While the results are universally viewed as insufficient and unacceptable, the Pelicans don’t believe they’re in need of a vast shift in mentality. The prevailing opinion is they just need to execute better.

The topic arose following the Pelicans’ 114-112 win over the Dallas Mavericks, when players said Gentry unleashed a curse-laden diatribe on them at halftime, spurring a third-quarter rally and crucial home victory.

It raised the obvious question: Is this what’s necessary to generate a winning performance?

Gentry says no.

“I think we have competed hard,” Gentry said. “We haven’t played well all of the time, but I think we’ve competed and played pretty hard. I just didn’t think we started that game they way we should, considering our situation. We were playing a home game we desperately needed to win.

“But, for the most part it hasn’t been an issue. We’ve played hard and competed; we just didn’t do it in that situation and it was bothersome, so I said something.”

It’s that effort which allows the Pelicans to believe they’re still capable of turning the season around, despite entering Monday’s matchup with the Timberwolves fighting for 13th place in the Western Conference.

It’s been the close losses, in the big moments, that have buried New Orleans’ record. It’s not so much lackadaisical starts or bewildering stretches of sloppy play.

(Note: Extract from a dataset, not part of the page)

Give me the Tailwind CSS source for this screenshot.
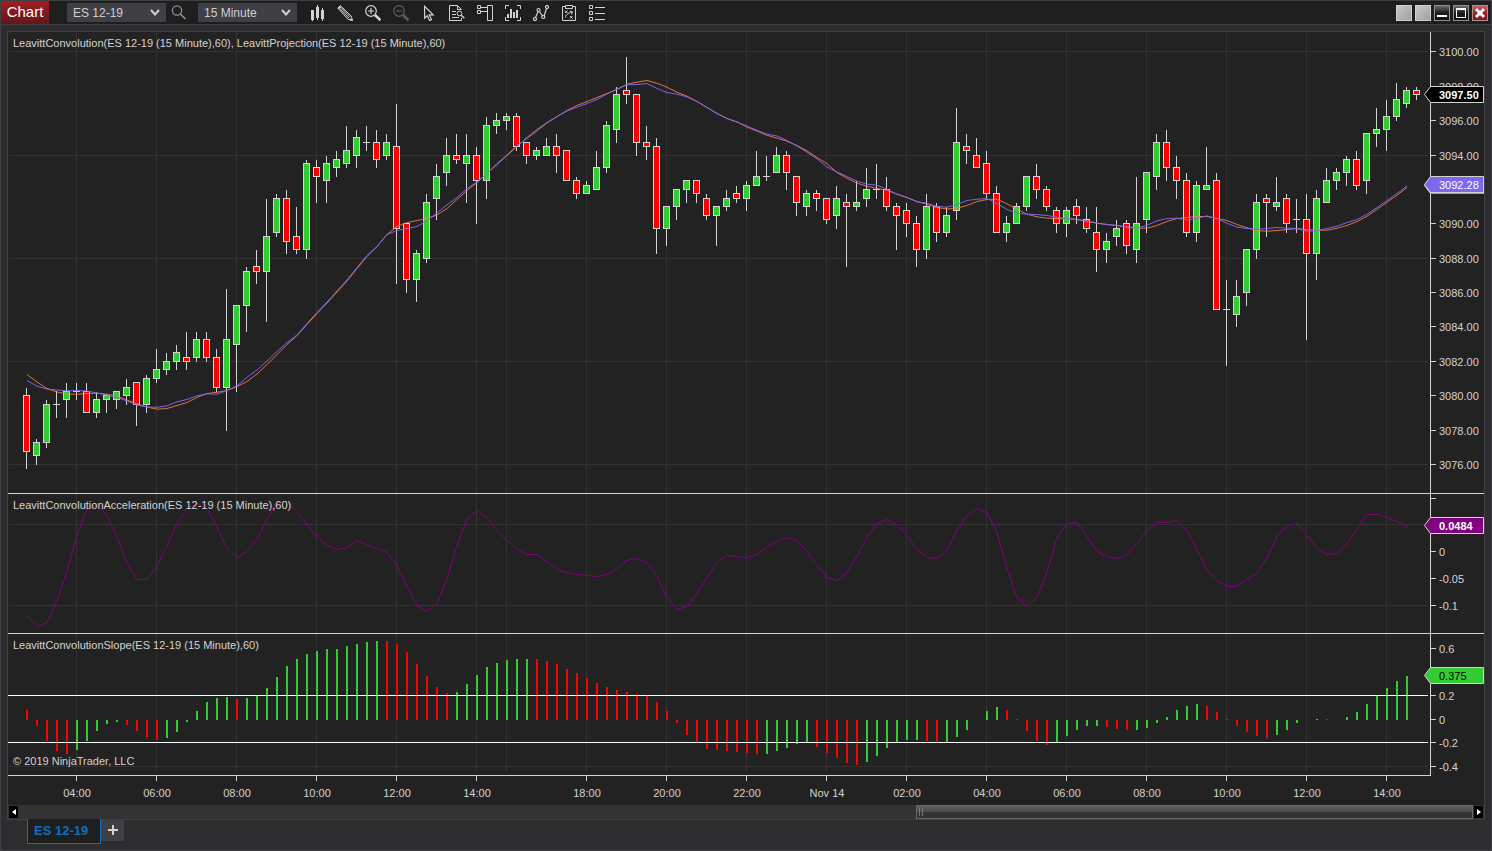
<!DOCTYPE html>
<html lang="en">
<head>
<meta charset="utf-8">
<meta name="viewport" content="width=device-width, initial-scale=1">
<title>Chart - ES 12-19</title>
<script src="https://cdn.jsdelivr.net/npm/@tailwindcss/browser@4"></script>
</head>
<body class="bg-[#2d2d30] font-['Liberation_Sans',Arial,sans-serif] text-[#d3d3d3]">
<div class="flex min-h-screen w-full flex-col border border-[#3f3f46]">

  <header class="flex h-6 items-center border-b border-[#3f3f46] bg-[#1e1e1e] pr-[3px]">
    <h1 class="flex h-[23px] w-12 items-center justify-center bg-linear-to-b from-[#a31d20] to-[#64151a] text-[15px] text-white">Chart</h1>
    <div class="relative ml-[18px] h-[19px] w-[99px]">
      <select aria-label="Instrument" class="block h-full w-full appearance-none bg-[#3f3f46] pl-[6px] text-xs text-[#cfcfcf]"><option>ES 12-19</option></select>
      <svg class="pointer-events-none absolute top-[6px] right-[6px]" width="10" height="8" viewBox="0 0 10 8" fill="none" stroke="#cfcfcf" stroke-width="2"><path d="M1 1l4 4.500L9 1"/></svg>
    </div>
    <button aria-label="Search instrument" class="ml-[5px] block size-4">
      <svg width="16" height="16" viewBox="0 0 16 16" fill="none" stroke="#909090"><circle cx="6" cy="5.5" r="4.6" stroke-width="1.3"/><path d="M9.300 9L14.500 14" stroke-width="1.700"/></svg>
    </button>
    <div class="relative ml-[11px] h-[19px] w-[99px]">
      <select aria-label="Interval" class="block h-full w-full appearance-none bg-[#3f3f46] pl-[6px] text-xs text-[#cfcfcf]"><option>15 Minute</option></select>
      <svg class="pointer-events-none absolute top-[6px] right-[6px]" width="10" height="8" viewBox="0 0 10 8" fill="none" stroke="#cfcfcf" stroke-width="2"><path d="M1 1l4 4.500L9 1"/></svg>
    </div>
    <nav aria-label="Chart tools" class="ml-[6px] flex">
      <button aria-label="Chart style" class="flex h-5 w-7 items-center justify-center"><svg width="16" height="16" viewBox="0 0 16 16" fill="#d3d3d3"><path d="M2 5h3v10H4v1H3v-1H2zM8 0h1v2h1v11H9v2H8v-2H7V2h1zM13 3h1v2h1v9h-1v2h-1v-2h-1V5h1z"/></svg></button>
      <button aria-label="Drawing tools" class="flex h-5 w-7 items-center justify-center"><svg width="16" height="16" viewBox="0 0 16 16" fill="none" stroke="#d3d3d3"><path d="M.8 3L3.300.7 14.200 11l1.300 4.400-4.600-1.200z"/><path d="M2.800 4.200L12 13M5 2.500L14 11M4 3.400l9 8.600" stroke-width=".9"/><path d="M1.500 3.500L3.800 1.500" stroke-width="2"/><path d="M13.500 13.800l2 1.600-2.600-.7z" fill="#d3d3d3"/></svg></button>
      <button aria-label="Zoom in" class="flex h-5 w-7 items-center justify-center"><svg width="16" height="16" viewBox="0 0 16 16" fill="none" stroke="#d3d3d3"><circle cx="6" cy="6" r="5.300" stroke-width="1.200"/><path d="M3 6h6M6 3v6" stroke-width="1.200"/><path d="M10 10l5.500 5.300" stroke-width="2.600"/></svg></button>
      <button aria-label="Zoom out" disabled class="flex h-5 w-7 items-center justify-center"><svg width="16" height="16" viewBox="0 0 16 16" fill="none" stroke="#5c5c5c"><circle cx="6" cy="6" r="5.300" stroke-width="1.200"/><path d="M3 6h6" stroke-width="1.200"/><path d="M10 10l5.500 5.300" stroke-width="2.600"/></svg></button>
      <button aria-label="Pointer" class="flex h-5 w-7 items-center justify-center"><svg width="16" height="16" viewBox="0 0 16 16" fill="none" stroke="#d3d3d3" stroke-width="1.200"><path d="M3.600 1.300v11.900l2.700-2.500 2.200 4.800 2-.9-2.200-4.700h3.900z"/></svg></button>
      <button aria-label="Data box" class="flex h-5 w-7 items-center justify-center"><svg width="16" height="16" viewBox="0 0 16 16" fill="none" stroke="#d3d3d3"><path d="M12.500 13v2.500H.5V.5h8l4 4"/><path d="M8.500.5v4h4M3 6.500h4M3 9.500h4M3 12.500h7"/><circle cx="10.500" cy="8.500" r="2.300"/><path d="M12.300 10.300l3 3" stroke-width="1.600"/></svg></button>
      <button aria-label="Chart trader" class="flex h-5 w-7 items-center justify-center"><svg width="16" height="16" viewBox="0 0 16 16" fill="none" stroke="#d3d3d3"><path d="M10.500.5h5v15h-5zM.5.500h3v3h-3zM.5 5.500h3v3h-3zM3.500 2.500h7M3.500 6.500h7"/></svg></button>
      <button aria-label="Strategies" class="flex h-5 w-7 items-center justify-center"><svg width="16" height="16" viewBox="0 0 16 16" fill="none" stroke="#d3d3d3"><path d="M.5 4V.5H4M12 .5h3.500V4M15.500 12v3.500H12M4 15.500H.5V12"/><path d="M3 9v4M6 4v9M9 7v6M12 5v8" stroke-width="2"/></svg></button>
      <button aria-label="Indicators" class="flex h-5 w-7 items-center justify-center"><svg width="16" height="16" viewBox="0 0 16 16" fill="none" stroke="#d3d3d3" stroke-width="1.200"><path d="M2.500 12.500l2.700-6M6.500 6.500l3 4.500M11 11l2.700-8"/><circle cx="2" cy="14" r="1.500"/><circle cx="5.500" cy="5" r="1.500"/><circle cx="10.300" cy="12" r="1.500"/><circle cx="14" cy="2" r="1.500"/></svg></button>
      <button aria-label="Strategy manager" class="flex h-5 w-7 items-center justify-center"><svg width="16" height="16" viewBox="0 0 16 16" fill="none" stroke="#d3d3d3"><path d="M4 1.500H1.500v14h13v-14H12M4.500.5h7v3h-7z"/><path d="M4 5.500l2.500 2.500M6.500 5.500L4 8M9 11l2.500 2.500M11.500 11L9 13.500M4.500 12.500c.5-3 2-4 6.500-5.500M8.800 6l2.700.8-1 2.600"/></svg></button>
      <button aria-label="Properties" class="flex h-5 w-7 items-center justify-center"><svg width="16" height="16" viewBox="0 0 16 16" fill="none" stroke="#d3d3d3"><path d="M.5.500h3v3h-3zM.5 6.500h3v3h-3zM.5 12.500h3v3h-3zM6 2.500h10M6 8.500h10M6 14.500h10"/></svg></button>
    </nav>
    <div class="ml-auto flex gap-[3px]">
      <button aria-label="Link instrument" class="size-4 border border-[#d0d0d0] bg-linear-to-br from-[#c8c8c8] to-[#a0a0a0]"></button>
      <button aria-label="Link interval" class="size-4 border border-[#d0d0d0] bg-linear-to-br from-[#c8c8c8] to-[#a0a0a0]"></button>
      <button aria-label="Minimize" class="size-4 border border-[#909090] bg-linear-to-b from-[#6a6a6a] via-[#1c1c1c] to-[#111111]"><svg width="14" height="14" viewBox="0 0 14 14"><path d="M2 9h10v2H2z" fill="#fff"/></svg></button>
      <button aria-label="Maximize" class="size-4 border border-[#909090] bg-linear-to-b from-[#6a6a6a] via-[#1c1c1c] to-[#111111]"><svg width="14" height="14" viewBox="0 0 14 14"><path d="M2 2h10v10H2zM3 4v7h8V4z" fill="#fff" fill-rule="evenodd"/></svg></button>
      <button aria-label="Close" class="size-4 border border-[#b09090] bg-linear-to-b from-[#c0606a] via-[#a41c20] to-[#8a1418]"><svg width="14" height="14" viewBox="0 0 14 14"><path d="M3 3l8 8M11 3l-8 8" stroke="#fff" stroke-width="3"/></svg></button>
    </div>
  </header>

  <main class="mx-[6px] mt-[6px] border border-[#3f3f46] bg-[#222222]">
    <svg id="chart" class="block h-auto w-full" viewBox="8 32 1476 773" role="img" aria-label="ES 12-19 15 minute candlestick chart" font-size="11" fill="#d3d3d3">
      <g id="grid" fill="#323232"></g>
      <g id="candles"></g>
      <g fill="none" stroke-width="1">
        <polyline id="projection" stroke="#ff7f50" stroke-opacity=".85"/>
        <polyline id="convolution" stroke="#7b68ee" stroke-opacity=".95"/>
        <polyline id="acceleration" stroke="#800080"/>
      </g>
      <g id="slope"></g>
      <g fill="#ffffff"><rect x="8" y="695" width="1420" height="1"/><rect x="8" y="742" width="1420" height="1"/></g>
      <g>
        <rect x="8" y="493" width="1476" height="1"/><rect x="8" y="633" width="1476" height="1"/>
        <rect x="8" y="775" width="1423" height="1"/><rect x="1430" y="32" width="1" height="744"/>
      </g>
      <g id="axis"></g>
      <g id="tags"></g>
      <text x="13" y="47">LeavittConvolution(ES 12-19 (15 Minute),60), LeavittProjection(ES 12-19 (15 Minute),60)</text>
      <text x="13" y="509">LeavittConvolutionAcceleration(ES 12-19 (15 Minute),60)</text>
      <text x="13" y="649">LeavittConvolutionSlope(ES 12-19 (15 Minute),60)</text>
      <text x="13" y="765">© 2019 NinjaTrader, LLC</text>
    </svg>
    <div class="flex h-[14px] bg-[#333333] px-px">
      <button aria-label="Scroll left" class="my-px flex w-[9px] items-center justify-center bg-black"><svg width="4" height="6" viewBox="0 0 4 6"><path d="M4 0v6L0 3z" fill="#fff"/></svg></button>
      <div class="grid flex-1 grid-cols-[898fr_557fr]">
        <div class="col-start-2 flex items-center gap-[2px] border border-[#686868] bg-linear-to-b from-[#606060] from-0% via-[#4a4a4a] via-50% to-[#333333] to-50% pl-[2px]">
          <span class="h-2 w-px bg-[#777777]"></span><span class="h-2 w-px bg-[#777777]"></span>
        </div>
      </div>
      <button aria-label="Scroll right" class="my-px ml-px flex w-[9px] items-center justify-center bg-black"><svg width="4" height="6" viewBox="0 0 4 6"><path d="M0 0v6l4-3z" fill="#fff"/></svg></button>
    </div>
  </main>

  <footer class="-mt-px flex items-start pl-[26px]">
    <a href="#chart" class="relative flex h-[25px] w-[74px] items-center border border-t-0 border-[#0e70c0] bg-[#1e1e1e] pb-px pl-[6px] text-[13px] font-bold text-[#0e70c0]">ES 12-19</a>
    <button aria-label="Add tab" class="relative flex h-[22px] w-[23px] items-center justify-center bg-[#3f3f46]"><svg width="10" height="10" viewBox="0 0 10 10"><path d="M4 0h2v4h4v2H6v4H4V6H0V4h4z" fill="#d3d3d3"/></svg></button>
  </footer>
</div>

<script>
// Candles, one per 15 minutes: colour (G up, R down, D unchanged), high, body top, body bottom, low.
const candles = `R388,395,452,469 G439,442,456,465 G400,404,443,448 D391,404,405,418 G383,391,400,418 D383,391,392,400 R383,391,413,413 G392,399,413,418 G395,395,400,413 G391,391,400,409
G379,387,396,405 R382,382,405,426 G375,378,405,413 G349,369,379,383 G353,361,370,375 G345,352,362,370 R332,357,362,370 G332,339,358,362 R332,339,358,362 R349,357,388,392
G289,339,388,431 G305,305,345,392 G267,271,306,332 R250,266,272,284 G199,236,272,322 G194,198,233,237 R190,198,242,254 R207,236,250,254 G160,163,250,259 R160,167,177,203
G156,163,181,203 G151,159,168,177 G126,150,164,168 G130,137,156,168 D126,142,143,151 R130,142,160,168 G134,142,156,160 R104,146,229,284 R223,223,280,293 G250,253,280,302
G194,202,259,263 G164,176,199,220 G138,155,173,186 R134,155,160,164 G134,155,164,203 R147,155,181,224 G117,125,181,199 G113,120,126,134 G113,116,121,130 R113,116,147,151
R142,142,156,164 G147,150,156,160 G138,146,156,156 R134,146,156,173 R150,150,181,181 R177,180,194,199 G181,185,194,194 G151,167,190,190 G121,125,168,173 G87,94,130,143
R57,90,95,104 R94,94,143,156 R126,142,147,160 R138,146,229,254 G206,206,229,246 G189,189,207,220 G180,180,190,203 R180,180,194,203 R194,198,216,220 G206,206,216,246
G190,198,207,211 R186,193,199,203 G181,185,199,211 G151,176,186,186 D156,176,177,181 G147,155,173,173 R151,155,173,190 R176,176,203,216 G190,193,207,216 R190,193,199,211
R198,198,220,224 G186,198,216,229 R194,202,207,267 G181,202,207,211 G168,189,199,207 D164,189,190,199 R177,189,207,211 R203,206,216,250 R203,210,224,237 R216,223,250,267
G194,206,250,259 R203,206,233,242 G207,215,233,237 G108,142,211,220 R134,146,151,164 R138,155,168,168 R151,163,194,199 R186,193,233,233 G216,223,233,242 G203,206,224,224
G176,176,207,211 R164,176,190,199 R186,189,207,211 R207,210,224,233 G207,210,224,237 R199,206,216,224 R207,219,229,233 R207,232,250,272 G233,241,250,263 G220,228,237,246
R220,223,246,254 G177,223,250,263 G172,172,220,233 G134,142,177,190 R130,142,168,181 R156,167,181,199 R173,180,233,237 G181,185,233,242 G147,185,190,190 R173,180,310,310
D280,309,310,366 G280,296,315,327 G249,249,293,306 G194,202,250,259 R194,198,203,237 G177,202,207,211 R194,198,224,233 D199,219,220,233 R194,219,254,340 G190,198,254,280
G168,180,203,203 G168,172,181,190 G156,159,173,186 R151,159,186,190 G133,133,181,194 G108,129,134,147 G100,116,130,151 G83,99,117,121 G87,90,104,108 R87,90,95,100`;

const projection = [374,381.5,388,391.5,393.5,393.8,393,392.7,393.7,395.7,399.5,403.5,406.5,408.7,408,405,402,397,393,391.8,
390,386,381,373.5,364,354,344,335,324,313,302.5,291.5,280.5,268,256,246,234,226,222,220,
218,214.5,208,199,190,182,173,164,155,146,137,129,122,116,110,105,101,97,93,89,
83.7,81.7,80,82.7,86.7,91.7,95.7,101,107,113,118,121.5,126.5,130.7,134.7,137.7,140.7,145,150.3,157,
163.3,172,177.7,182.7,185.7,188,189.7,193.7,197,201,203.7,207,208.5,207.7,205,201,199,198.7,203.3,208.7,
213.7,216.3,217.7,218,218.3,218.7,221,222.7,224,225,226.7,227.7,227.7,225,221,218,217,216,216,218,
220,224,227.3,230,230.7,230,229,228,229.3,229.7,229.7,227.7,225,221,215.7,208.7,201.7,194.7,187];

const convolution = [380,385.7,388.6,389.5,390.3,390,390.5,392.5,394.5,397,400.5,404.5,406.5,406.8,405.3,401.3,399,395.3,393.3,393.7,
390,385.3,376.7,369.5,360.5,351,342,334.5,323,312,301.5,290.5,279.5,267,255,246,234,230,228,226,
220,212.5,204.3,197,188,181.5,173,163,154.5,145,138,130.5,122.5,116,110.5,106.7,103,99,93.5,88.5,
84.3,84,83,88,92,93.7,96.5,101,107,113,118,121.5,125.7,129.7,133.7,135.5,140,145.5,151.7,158.3,
166.5,171.5,176,180.7,183.7,184.7,188.7,193.7,197,201.3,202.7,206,206.7,204,200,198.7,198,203,209,212.7,
213.7,214,215,216.7,218,219.3,220.3,222.7,224,225,226.3,227.7,224.7,220.3,218,217.7,219.5,218,215.3,218.3,
222.7,226.7,228,228.7,228,227,227.7,228,230.7,230.3,228,225.7,222,219,213.7,207,200,193,185.5];

const acceleration = [615,626,622,600,571,535,509,504,515,537,562,579,579,566,545,523,508,503,508,527,
548,557,551,539,519,502,501,511,524,537,545,549,547,540,544,548,552,565,586,605,
611,603,578,545,518,510,517,530,540,549,554,554,561,569,572,574,575,576,574,568,
560,558,562,576,597,609,606,593,577,562,555,556,557,554,546,541,537,540,551,565,
577,580,572,556,537,523,519,524,535,549,557,558,550,530,515,508,512,532,568,597,
606,597,572,537,523,522,536,551,556,558,554,543,530,522,522,520,530,549,569,580,
586,586,579,573,557,536,525,523,535,548,554,553,543,529,514,514,517,521,526];

// Slope bars: colour and end position; the base line is y = 720.
const slope = `R710 R726 R741 R751 R754 G750 G741 G731 G724 G722 R725 R731 R737 R740 G738 G732 G722 G711 G702 G698
G697 R699 G698 G695 G688 G677 G666 G659 G654 G651 G649 G649 G646 G644 G642 G641 R641 R644 R652 R664
R676 R687 R693 G692 G684 G675 G667 G663 G660 G659 G659 R659 R661 R664 R669 R673 R678 R683 R687 R690
R692 R694 R696 R702 R711 R723 R735 R742 R749 R750 R751 R752 R753 R754 G754 G751 G748 G744 G743 R747
R753 R758 R763 R765 G762 G756 G748 G742 G740 G740 R741 R742 G742 G737 G730 G720 G711 G707 R710 R719
R731 R741 R745 G742 G736 G730 G726 G726 R727 R729 R730 G730 G728 G723 G717 G710 G706 G704 R706 R712
R719 R726 R732 R736 R738 G735 G730 G723 G720 G719 R719 G720 G717 G712 G704 G696 G688 G681 G676`;

const fills = { G: '#32cd32', R: '#ff0000', D: '#d3d3d3' };
const box = (x, y, w, h, fill) => `<rect x="${x}" y="${y}" width="${w}" height="${h}"${fill ? ` fill="${fill}"` : ''}/>`;
const put = (id, html) => { document.getElementById(id).innerHTML = html; };
const trace = (id, ys) => document.getElementById(id).setAttribute('points', ys.map((y, i) => `${27 + 10 * i},${y + 0.5}`).join(' '));

put('candles', candles.split(/\s+/).map((c, i) => {
  const x = 23 + 10 * i;
  const [hi, top, bot, lo] = c.slice(1).split(',').map(Number);
  const inner = c[0] === 'D' ? '' : box(x + 1, top + 1, 5, bot - top - 2, fills[c[0]]);
  return box(x + 3, hi, 1, lo - hi) + box(x, top, 7, bot - top) + inner;
}).join(''));

put('slope', slope.split(/\s+/).map((b, i) => {
  const y = +b.slice(1);
  return box(26 + 10 * i, Math.min(y, 720), 2, Math.abs(y - 720), fills[b[0]]);
}).join(''));

trace('projection', projection);
trace('convolution', convolution);
trace('acceleration', acceleration);

const times = [[76,'04:00'],[156,'06:00'],[236,'08:00'],[316,'10:00'],[396,'12:00'],[476,'14:00'],[586,'18:00'],[666,'20:00'],[746,'22:00'],
  [826,'Nov 14'],[906,'02:00'],[986,'04:00'],[1066,'06:00'],[1146,'08:00'],[1226,'10:00'],[1306,'12:00'],[1386,'14:00']];
const levels = [[51,'3100.00'],[86,'3098.00'],[120,'3096.00'],[155,'3094.00'],[223,'3090.00'],[258,'3088.00'],[292,'3086.00'],[326,'3084.00'],
  [361,'3082.00'],[395,'3080.00'],[430,'3078.00'],[464,'3076.00'],[498,''],[551,'0'],[578,'-0.05'],[605,'-0.1'],
  [648,'0.6'],[695,'0.2'],[719,'0'],[742,'-0.2'],[766,'-0.4']];

put('grid', [...times.map(t => t[0]), 506].map(x => box(x, 32, 1, 740)).join('') +
  [51,155,258,361,464,524,605,766].map(y => box(9, y, 1418, 1)).join(''));
put('axis', times.map(([x, t]) => box(x, 776, 1, 5) + `<text x="${x + 1}" y="797" text-anchor="middle">${t}</text>`).join('') +
  levels.map(([y, t]) => box(1431, y, 5, 1) + `<text x="1439" y="${y + 5}">${t}</text>`).join(''));

const tag = (y, fill, ink, label, weight = 400) =>
  `<path d="M1424.500 ${y}.5l6-8h53v16h-53z" fill="${fill}" stroke="#d3d3d3"/><text x="1439" y="${y + 5}" fill="${ink}" font-weight="${weight}">${label}</text>`;
put('tags', tag(94, '#000000', '#ffffff', '3097.50', 700) + tag(185, '#ff7f50', '#ffffff', '') +
  box(1430, 193, 53, 1, '#ff7f50') + tag(184, '#7b68ee', '#ffffff', '3092.28') +
  tag(525, '#800080', '#ffffff', '0.0484', 700) + tag(675, '#32cd32', '#000000', '0.375'));
</script>
</body>
</html>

And the marginal differences between winning and losing is what provides a glimmer of optimism, even at the tail end of a difficult month.

“For sure,” Jrue Holiday said. “I mean yeah, but I’d rather be there. I’d rather be there than losing by 10, 15 points or getting blown out or feeling like we gave up. But man, we never give up, and I feel like I can always rest my head at night knowing that we are always going to play hard.”

The question is whether the effort will actually pay dividends in the long run.

And whether the effort is being masked by the burden of playing too many minutes.

Anthony Davis leads the league in minutes per game, averaging 37.1 per night. Holiday is No. 2, tallying 36.8.

Together, they are the only teammates among the Top 13 in the league. And it takes a toll over the course of a game and a season.

It’s an issue Gentry has addressed often, but with a roster limited by injuries and a position near the bottom of the standings, there are few other choices. But when the game comes down to the end, even if Gentry is pleased with the Pelicans’ effort, it too often comes up short when it’s needed most.

Perhaps the results will turn in 2019, especially with Elfrid Payton’s imminent return and Nikola Mirotic steadily rehabbing his sprained right ankle. In the meantime, though, the Pelicans know they can’t let their energy dip at all.

“We always go out and try to play hard,” Anthony Davis said. “No one goes into the game and says they’re going to play hard that night. We give it our all and try, because it’s always our intention to give a lot of effort and energy.

“Sometimes, your body just can’t go out there and do the stuff you always want it to do. We have a game where everyone uses a lot of energy, like the Dallas game, and then you have one the next night against a team that’s playing well. It’s tough, but everyone’s intention is to go out there and play hard.”